I don’t think you understand just how big that number is. 45! = 1.196222208654802e+56
If you set one billion computers working on the solution, and each one of them was able to process 10 million combinations per second, it would take 3.791e+33 years to complete the analysis.
There is no proven optimal strategy, but I did read an article with a “good strategy” and when I tried it, my percentages went up (seemingly significantly, though I didn’t even try to do the math). IIRC, I went from 10% success rate to 14%, or something like that, after hundreds of games, maybe as many as a thousand. Then I quit playing Klondike and went back to Freecell, because I like winning most of the time!
If you want, I can probably find the strategy I tried. It was based on intuition plus trial-and-error, as I recall, and made sense to me. It was different than what I had been doing without thinking too deeply, and those differences seemed to make sense to me at the time.
For example, I used to create blank spaces early as possible, to allow kings to come down. Nope: the strategy said to always reduce the biggest pile, whenever you have a choice. It also said never to move a king from the deck to a blank, until it helps to pull another card from a pile (or something like that). The principle of delaying something that can’t be undone until there’s a specific reason to do it seemed like a good one.
But I don’t know of any game software that has a built-in strategy for its suggestions. All that I have seen always show you all legal moves.
Why would you need to calculate all the possible combinations of hidden cards? Wouldn’t the analysis just have to know that if you have 2 kings visible, there’s a [del]1/26[/del]certain percentage chance of a card flip revealing a king and so on?

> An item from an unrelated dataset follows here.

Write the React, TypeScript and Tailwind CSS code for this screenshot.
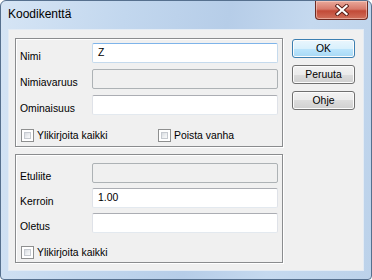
import React from 'react';

const font = { fontFamily: '"Liberation Sans", Arial, sans-serif' };

const Field = ({ label, value, disabled, focused }: { label: string; value?: string; disabled?: boolean; focused?: boolean }) => {
  let box = 'bg-white border-[#abadb3] border-l-[#dfe2e8] border-r-[#dfe2e8] border-b-[#e3e9ef]';
  if (disabled) box = 'bg-[#f0f0f0] border-[#adb2b5]';
  if (focused) box = 'bg-white border-[#7eb4ea] border-l-[#c5daed] border-r-[#c5daed] border-b-[#c5daed]';
  return (
    <div className="flex h-[20px]">
      <div className="w-[72px] pt-[8px] text-[10.4px] leading-[12px] text-black">{label}</div>
      <div className={`w-[186px] h-[20px] border rounded-[2px] flex items-center pl-[5px] text-[10.4px] text-black ${box}`}>
        {value}
      </div>
    </div>
  );
};

const Checkbox = ({ label }: { label: string }) => (
  <div className="flex items-center gap-[3px] h-[13px]">
    <div className="w-[13px] h-[13px] border border-[#8e8f8f] bg-white p-[2px]">
      <div className="w-full h-full border border-[#c6cad0] bg-[linear-gradient(135deg,#d8dbe0_0%,#eef0f2_60%,#fafafa_100%)]" />
    </div>
    <span className="text-[10.4px] leading-[13px] text-black">{label}</span>
  </div>
);

const Button = ({ label, primary }: { label: string; primary?: boolean }) => (
  <button
    type="button"
    className={`w-[63px] h-[19px] rounded-[3px] border text-[10.4px] leading-[17px] text-black shadow-[inset_0_0_0_1px_#fcfcfc] ${
      primary
        ? 'border-[#3c7fb1] bg-[linear-gradient(to_bottom,#eaf6fd_0%,#d9f0fc_50%,#bee6fd_50%,#a7d9f5_100%)] shadow-[inset_0_0_0_1px_#c6e9fb]'
        : 'border-[#707070] bg-[linear-gradient(to_bottom,#f2f2f2_0%,#ebebeb_50%,#dddddd_50%,#cfcfcf_100%)]'
    }`}
  >
    {label}
  </button>
);

const GroupBox = ({ children, className }: { children: React.ReactNode; className?: string }) => (
  <div className={`w-[268px] border border-[#8a8c8e] shadow-[1px_1px_0_#ffffff,inset_1px_1px_0_#ffffff] pl-[4px] pr-[4px] ${className ?? ''}`}>
    {children}
  </div>
);

export default function App() {
  return (
    <div
      className="w-[372px] h-[280px] flex flex-col border border-[#56708e] rounded-t-[6px] rounded-b-[4px] px-[7px] pb-[8px] bg-[linear-gradient(100deg,#d6e5f5_0%,#c2d7ee_30%,#b6cde8_55%,#c5d9ef_75%,#bcd2ea_100%)] overflow-hidden"
      style={font}
    >
      {/* title bar */}
      <div className="h-[28px] flex items-start justify-between shrink-0">
        <div className="pt-[6px] text-[12px] leading-[15px] text-black">Koodikenttä</div>
        <div className="mr-[-4px] w-[53px] h-[19px] rounded-b-[4px] border border-t-0 border-[#6d2b22] bg-[linear-gradient(to_bottom,#e9a99b_0%,#d77a6b_45%,#c24a37_55%,#d0705c_100%)] shadow-[inset_0_0_0_1px_rgba(255,220,210,0.5)] flex items-center justify-center">
          <svg width="14" height="12" viewBox="0 0 14 12">
            <path d="M2.5 2 L11.5 10 M11.5 2 L2.5 10" stroke="#5a1e17" strokeWidth="4" strokeLinecap="square" />
            <path d="M2.5 2 L11.5 10 M11.5 2 L2.5 10" stroke="#ffffff" strokeWidth="2.2" strokeLinecap="square" />
          </svg>
        </div>
      </div>

      {/* client area */}
      <div className="flex-1 bg-[#f0f0f0] border border-[#e3ebf4] flex pl-[6px] pt-[8px]">
        <div className="flex flex-col">
          <GroupBox className="pt-[4px] pb-[4px]">
            <div className="flex flex-col gap-[6px]">
              <Field label="Nimi" value="Z" focused />
              <Field label="Nimiavaruus" disabled />
              <Field label="Ominaisuus" />
            </div>
            <div className="flex mt-[14px] pl-[1px]">
              <div className="w-[137px]">
                <Checkbox label="Ylikirjoita kaikki" />
              </div>
              <Checkbox label="Poista vanha" />
            </div>
          </GroupBox>

          <GroupBox className="mt-[7px] pt-[8px] pb-[3px]">
            <div className="flex flex-col gap-[5px]">
              <Field label="Etuliite" disabled />
              <Field label="Kerroin" value="1.00" />
              <Field label="Oletus" />
            </div>
            <div className="flex mt-[13px] pl-[1px]">
              <Checkbox label="Ylikirjoita kaikki" />
            </div>
          </GroupBox>
        </div>

        <div className="flex flex-col gap-[7px] ml-[9px] mt-[1px]">
          <Button label="OK" primary />
          <Button label="Peruuta" />
          <Button label="Ohje" />
        </div>
      </div>
    </div>
  );
}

I play the iTunes version of Vegas solitaire. I like it because you can “undo” as many times as you wish. So, if you have a choice of moving one of two stacks to another row, you can do both and determine which is the “better” move. Even with this advantage, wins are still very rare.
As I tried to imply earlier, the game isn’t “insoluble,” just difficult. Brute force methods are the simplest to program but they wouldn’t work, so major programming effort would be needed. Why has no one done that? Not because the game is difficult, but because it is too simple to be interesting.
There are excellent backgammon programs; that’s a much harder but much more interesting game. Recently an exact solution for a simplified 2-person Goofspiel (a trivial-seeming game) was published. There are 12 unseen cards in that game; the paper doesn’t seem to indicate how much computer power was needed for solution, but I think it was hundreds or thousands of hours.
My father, Septimus VI, and I used to play this solitaire back during the Eisenhower Administration. He showed me that strategy. Another winning idea – although it makes the game more tedious – is to pass through the stock without playing to study options, finally making only the latest play – preserving earlier plays – unless you can see this reduces options.
One of my distinct recollections of Septimus VI, who passed away while Gerald Ford was President, was him looking over my shoulder and giving advice when I was playing Klondike. I think I then threw the cards in his face. :smack:
I do a variant of this, preserving only the first two plays, and playing any after that. Two, because that ensures I have access to any card following the second play, if I need it.